Again, Durrell tells how he once observed, at close range near his camp, a couple of foxes playing with a roll of bright-pink toilet paper. “Having proved that it was not edible,” he says, “they danced and whirled on slender legs, hurling the toilet roll to and fro . . . The whole camp site was taking on a gay carnival air.” When the show was over, a hundred and twenty feet of pink toilet paper was left fluttering in the breeze!

The otter dwells in the northern forest. It is one creature that most naturalists agree does play. He plays for the sheer joy of it! If you hear a swoosh! followed by a splash!, and repeated time and time again, you are probably on hand for the best free animal act you could ever see. The swooshing sound comes from the otter as he goes tobogganing down a mud slide he has built, and from which he has painstakingly removed every stone, and which he has wet down with his fur to make it slippery. The splash comes at the end of his slide when he catapults into the pond or river. He never seems to tire of the repetition.

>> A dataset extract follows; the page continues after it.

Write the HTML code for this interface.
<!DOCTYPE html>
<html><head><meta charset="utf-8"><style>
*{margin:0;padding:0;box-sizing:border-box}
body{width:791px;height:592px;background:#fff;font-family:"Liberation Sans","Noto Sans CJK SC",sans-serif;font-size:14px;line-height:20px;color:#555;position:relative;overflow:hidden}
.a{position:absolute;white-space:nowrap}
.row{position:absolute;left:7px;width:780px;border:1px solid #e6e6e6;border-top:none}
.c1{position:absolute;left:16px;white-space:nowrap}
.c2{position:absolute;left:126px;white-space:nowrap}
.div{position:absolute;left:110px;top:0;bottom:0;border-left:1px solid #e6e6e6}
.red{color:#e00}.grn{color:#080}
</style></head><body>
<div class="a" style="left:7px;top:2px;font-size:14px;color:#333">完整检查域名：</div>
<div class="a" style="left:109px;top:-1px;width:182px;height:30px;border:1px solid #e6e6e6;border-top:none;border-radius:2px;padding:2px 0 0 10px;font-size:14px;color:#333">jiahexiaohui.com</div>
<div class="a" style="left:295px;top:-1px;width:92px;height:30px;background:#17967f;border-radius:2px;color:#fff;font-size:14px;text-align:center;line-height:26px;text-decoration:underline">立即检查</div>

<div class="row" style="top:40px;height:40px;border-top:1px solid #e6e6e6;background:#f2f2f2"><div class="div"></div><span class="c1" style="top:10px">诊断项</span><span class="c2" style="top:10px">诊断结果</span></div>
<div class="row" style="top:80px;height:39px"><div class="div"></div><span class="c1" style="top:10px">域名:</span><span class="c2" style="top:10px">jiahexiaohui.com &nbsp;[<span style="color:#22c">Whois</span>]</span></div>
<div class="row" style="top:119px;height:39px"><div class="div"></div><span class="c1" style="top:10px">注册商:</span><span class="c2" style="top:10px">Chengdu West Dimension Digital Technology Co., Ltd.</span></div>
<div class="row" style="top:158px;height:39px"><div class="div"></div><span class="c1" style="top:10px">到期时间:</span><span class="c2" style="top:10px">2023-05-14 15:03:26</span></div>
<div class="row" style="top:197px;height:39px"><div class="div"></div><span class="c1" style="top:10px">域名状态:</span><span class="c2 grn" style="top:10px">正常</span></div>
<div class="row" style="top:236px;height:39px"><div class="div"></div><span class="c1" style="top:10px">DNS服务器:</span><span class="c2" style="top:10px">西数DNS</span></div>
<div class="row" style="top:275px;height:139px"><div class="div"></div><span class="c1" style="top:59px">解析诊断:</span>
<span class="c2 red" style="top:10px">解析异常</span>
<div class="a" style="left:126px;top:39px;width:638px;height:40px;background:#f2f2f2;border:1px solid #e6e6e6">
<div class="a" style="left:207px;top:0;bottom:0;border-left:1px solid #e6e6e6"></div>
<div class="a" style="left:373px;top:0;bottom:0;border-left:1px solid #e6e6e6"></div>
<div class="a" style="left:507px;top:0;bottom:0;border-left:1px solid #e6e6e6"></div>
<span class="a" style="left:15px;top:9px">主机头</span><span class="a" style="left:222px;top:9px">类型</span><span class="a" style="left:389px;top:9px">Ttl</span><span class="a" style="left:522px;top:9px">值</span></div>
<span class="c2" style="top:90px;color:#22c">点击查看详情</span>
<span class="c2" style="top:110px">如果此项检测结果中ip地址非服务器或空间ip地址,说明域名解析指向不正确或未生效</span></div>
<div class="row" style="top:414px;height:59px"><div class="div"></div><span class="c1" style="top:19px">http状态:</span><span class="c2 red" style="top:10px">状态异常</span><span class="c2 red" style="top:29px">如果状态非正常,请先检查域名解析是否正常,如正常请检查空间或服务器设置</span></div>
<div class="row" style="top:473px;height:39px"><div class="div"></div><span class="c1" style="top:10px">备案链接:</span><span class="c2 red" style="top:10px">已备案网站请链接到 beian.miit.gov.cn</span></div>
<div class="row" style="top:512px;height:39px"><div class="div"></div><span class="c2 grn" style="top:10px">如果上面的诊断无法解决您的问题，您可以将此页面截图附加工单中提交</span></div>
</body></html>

Wintertime finds him using seasonal toboggan material, snow, for the same thrill.

Peter Marler and William J. Hamilton III say: “Play behavior has been recorded from all the vertebrate classes except fish.” Still, I have watched flying fish race an ocean liner on the Pacific, and I have seen giant blue marlin erupt from the sea off Florida, seeming to stand on their tails for seconds above the waves before crashing down again. This, when done by a fish not trying to dislodge the pain of a hook, looks like fun! Mr. Scheffer speaks of “dolphins at play” (cetaceans, to be sure), “bursting the placid sea and scattering a million jewels behind.” If this is pleasant to the creature, even if he is a fish, could it not be his version of play?

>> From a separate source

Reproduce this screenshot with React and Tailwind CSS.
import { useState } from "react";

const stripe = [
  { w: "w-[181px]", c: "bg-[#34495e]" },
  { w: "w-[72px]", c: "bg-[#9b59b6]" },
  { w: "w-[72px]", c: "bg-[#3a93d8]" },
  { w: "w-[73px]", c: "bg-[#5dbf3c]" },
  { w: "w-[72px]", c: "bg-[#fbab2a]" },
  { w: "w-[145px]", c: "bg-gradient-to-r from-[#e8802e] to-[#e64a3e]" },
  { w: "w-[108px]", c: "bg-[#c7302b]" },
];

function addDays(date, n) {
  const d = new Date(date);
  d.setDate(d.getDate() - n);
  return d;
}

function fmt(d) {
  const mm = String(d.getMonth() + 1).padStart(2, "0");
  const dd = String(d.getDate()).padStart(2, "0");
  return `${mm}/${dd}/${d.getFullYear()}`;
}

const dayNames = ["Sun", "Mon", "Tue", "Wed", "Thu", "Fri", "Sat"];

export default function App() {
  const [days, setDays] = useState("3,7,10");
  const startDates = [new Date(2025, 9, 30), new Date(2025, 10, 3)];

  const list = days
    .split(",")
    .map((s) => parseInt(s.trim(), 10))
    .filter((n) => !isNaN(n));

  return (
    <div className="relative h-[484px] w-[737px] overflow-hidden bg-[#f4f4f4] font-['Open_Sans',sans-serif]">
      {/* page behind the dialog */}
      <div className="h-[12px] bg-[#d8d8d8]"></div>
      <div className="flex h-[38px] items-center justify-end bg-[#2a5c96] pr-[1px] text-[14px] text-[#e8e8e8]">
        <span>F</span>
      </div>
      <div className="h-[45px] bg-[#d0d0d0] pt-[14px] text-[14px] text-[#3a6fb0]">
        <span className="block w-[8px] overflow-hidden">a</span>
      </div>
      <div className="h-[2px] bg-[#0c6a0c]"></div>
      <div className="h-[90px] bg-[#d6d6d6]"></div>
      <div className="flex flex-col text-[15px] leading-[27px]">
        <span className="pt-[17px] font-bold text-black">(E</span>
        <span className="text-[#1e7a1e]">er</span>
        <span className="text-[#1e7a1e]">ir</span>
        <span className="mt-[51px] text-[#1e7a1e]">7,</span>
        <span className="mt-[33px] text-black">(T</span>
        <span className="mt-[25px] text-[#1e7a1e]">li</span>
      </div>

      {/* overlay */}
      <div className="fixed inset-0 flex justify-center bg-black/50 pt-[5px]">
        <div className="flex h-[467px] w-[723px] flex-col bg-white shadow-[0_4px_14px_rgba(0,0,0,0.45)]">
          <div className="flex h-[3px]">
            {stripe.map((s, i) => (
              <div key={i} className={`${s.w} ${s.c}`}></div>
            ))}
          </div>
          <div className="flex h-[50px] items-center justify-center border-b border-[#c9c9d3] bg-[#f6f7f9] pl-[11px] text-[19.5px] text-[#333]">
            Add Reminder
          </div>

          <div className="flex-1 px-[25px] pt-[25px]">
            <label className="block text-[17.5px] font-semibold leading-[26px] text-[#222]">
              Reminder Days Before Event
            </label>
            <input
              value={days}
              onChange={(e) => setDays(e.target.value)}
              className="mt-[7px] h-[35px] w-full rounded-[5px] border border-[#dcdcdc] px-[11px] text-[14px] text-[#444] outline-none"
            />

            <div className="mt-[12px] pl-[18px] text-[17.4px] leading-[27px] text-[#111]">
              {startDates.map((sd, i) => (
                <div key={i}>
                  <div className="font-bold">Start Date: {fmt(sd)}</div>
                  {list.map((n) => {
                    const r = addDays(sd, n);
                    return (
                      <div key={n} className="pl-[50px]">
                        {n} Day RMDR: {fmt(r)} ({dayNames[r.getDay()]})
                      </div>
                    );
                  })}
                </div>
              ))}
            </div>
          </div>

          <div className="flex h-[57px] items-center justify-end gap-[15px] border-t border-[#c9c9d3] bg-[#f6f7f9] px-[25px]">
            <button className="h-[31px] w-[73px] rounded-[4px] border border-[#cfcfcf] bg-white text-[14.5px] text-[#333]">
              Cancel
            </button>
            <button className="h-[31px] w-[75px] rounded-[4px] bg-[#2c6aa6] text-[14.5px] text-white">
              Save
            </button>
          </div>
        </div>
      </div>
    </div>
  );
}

Australia’s budgerigars, masquerading in other parts of the world under the name of parrakeets or lovebirds, offer a similar example of bird play. Haven’t you seen them in captivity use the wire of the cage to slide down, like a fireman down a pole?

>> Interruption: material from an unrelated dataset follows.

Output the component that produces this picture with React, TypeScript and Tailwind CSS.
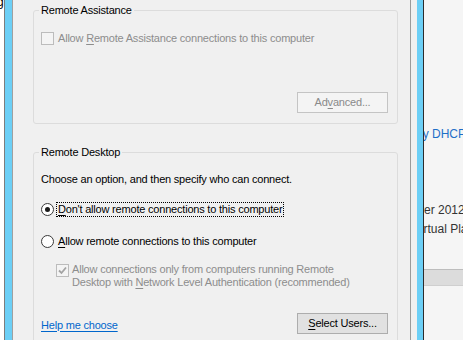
import React from "react";

function Checkbox({ checked }: { checked?: boolean }) {
  return (
    <span className="flex h-[13px] w-[13px] shrink-0 items-center justify-center border border-[#bcbcbc] bg-[#f4f4f4]">
      {checked && (
        <svg width="11" height="11" viewBox="0 0 11 11">
          <path d="M2 5.5 L4.5 8 L9 2.5" fill="none" stroke="#a3a3a3" strokeWidth="1.8" />
        </svg>
      )}
    </span>
  );
}

function Radio({ checked }: { checked?: boolean }) {
  return (
    <span className="flex h-[13px] w-[13px] shrink-0 items-center justify-center rounded-full border border-[#3a3a3a] bg-white">
      {checked && <span className="h-[5px] w-[5px] rounded-full bg-[#1a1a1a]" />}
    </span>
  );
}

export default function App() {
  return (
    <div className="flex h-[340px] w-[463px] overflow-hidden bg-white font-['Liberation_Sans',sans-serif] text-[11px] tracking-[-0.2px] text-black">
      {/* window edge behind, left */}
      <div className="w-[4px] overflow-hidden bg-white">
        <span className="-ml-[3px] -mt-[5px] block text-[12px] leading-[14px]">g</span>
      </div>
      <div className="w-px bg-[#7d7d7d]" />
      <div className="w-[7px] bg-[#6ccff6]" />
      <div className="w-px bg-[#a0a0a0]" />

      {/* dialog body */}
      <div className="flex w-[397px] flex-col bg-[#f0f0f0] pl-[20px] pr-[12px] pt-[3px]">
        <fieldset className="flex flex-col rounded-[3px] border border-[#dcdcdc] pb-[10px] pl-[7px] pr-[9px]">
          <legend className="-ml-[2px] px-[2px] leading-[15px]">Remote Assistance</legend>
          <div className="mt-[13px] flex h-[15px] items-center gap-[4px] text-[#8d8d8d]">
            <Checkbox />
            <span>
              Allow <u className="underline-offset-2">R</u>emote Assistance connections to this computer
            </span>
          </div>
          <button
            disabled
            className="mt-[46px] flex h-[21px] w-[91px] items-center justify-center self-end border border-[#c4c4c4] bg-[#f4f4f4] text-[#8a8a8a]"
          >
            <span>
              Ad<u className="underline-offset-2">v</u>anced...
            </span>
          </button>
        </fieldset>

        <fieldset className="mt-[21px] flex flex-col rounded-[3px] border border-[#dcdcdc] pb-[10px] pl-[7px] pr-[9px]">
          <legend className="-ml-[2px] px-[2px] leading-[15px]">Remote Desktop</legend>
          <p className="mt-[12px] leading-[15px]">Choose an option, and then specify who can connect.</p>

          <div className="mt-[15px] flex h-[15px] items-center gap-[2px]">
            <Radio checked />
            <span className="border border-dotted border-black px-[1px] leading-[13px]">
              <u className="underline-offset-2">D</u>on't allow remote connections to this computer
            </span>
          </div>

          <div className="mt-[17px] flex h-[15px] items-center gap-[3px]">
            <Radio />
            <span className="px-[1px] leading-[13px]">
              <u className="underline-offset-2">A</u>llow remote connections to this computer
            </span>
          </div>

          <div className="ml-[15px] mt-[14px] flex items-start gap-[3px] text-[#8d8d8d]">
            <span className="mt-[1px]">
              <Checkbox checked />
            </span>
            <span className="leading-[13px]">
              Allow connections only from computers running Remote
              <br />
              Desktop with <u className="underline-offset-2">N</u>etwork Level Authentication (recommended)
            </span>
          </div>

          <div className="mt-[24px] flex items-center justify-between">
            <a className="mt-[3px] text-[#0066cc] underline underline-offset-2">Help me choose</a>
            <button className="flex h-[21px] w-[91px] items-center justify-center border border-[#adadad] bg-[#e1e1e1]">
              <span>
                <u className="underline-offset-2">S</u>elect Users...
              </span>
            </button>
          </div>
        </fieldset>
      </div>

      {/* window edge behind, right */}
      <div className="w-px bg-[#9a9a9a]" />
      <div className="w-[6px] bg-[#f0f0f0]" />
      <div className="w-[6px] bg-[#6ccff6]" />
      <div className="w-px bg-[#2c2c2c]" />
      <div className="flex w-[39px] flex-col overflow-hidden bg-[#f5f5f5] pt-[126px] text-[12px] tracking-normal">
        <span className="-ml-[8px] whitespace-nowrap leading-[16px] text-[#1e6fc8]">by DHCP</span>
        <span className="mt-[60px] -ml-[6px] whitespace-nowrap leading-[16px] text-[#333]">ver 2012</span>
        <span className="mt-[3px] -ml-[11px] whitespace-nowrap leading-[16px] text-[#333]">Virtual Platform</span>
        <div className="mt-[32px] h-[17px] border-y border-t-[#bdbdbd] border-b-[#cfcfcf] bg-[#dcdcdc]" />
      </div>
    </div>
  );
}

Let us see, we’ve looked at creatures in our own homes, in the farmyard, in the veld, the sea, the woods, and in the air. What about in the jungle?

In the jungle a mother chimpanzee will tickle her baby. He will squirm and roll over, and she will tumble him about in play. And so among the animals, play is not just within a peer group. As with humans, the older ones enjoy the younger, and many times they instigate the play.

What is play? As mentioned, not everyone agrees. A consensus would indicate that it is activity without an immediate practical end in view. Even though it may include functions that are used at other times for practical purposes (such as crouching or stalking), it does not include the full chain of action needed in the work activity. Certainly, it must include the element of pleasure​—fun! Thus, as indicated in Mechanisms of Animal Behavior, cats, foxes and mongooses when young stalk inappropriate objects​—a leaf, a piece string, something that in itself is not threatening. They will approach it, and then jump vertically into the air.

Cervantes said: “Those who’ll play with cats must expect to be scratched.” I would paraphrase it this way: “Those who’ll play with cats, or others of God’s creatures, must expect to have their funny bone tickled.”​—Contributed.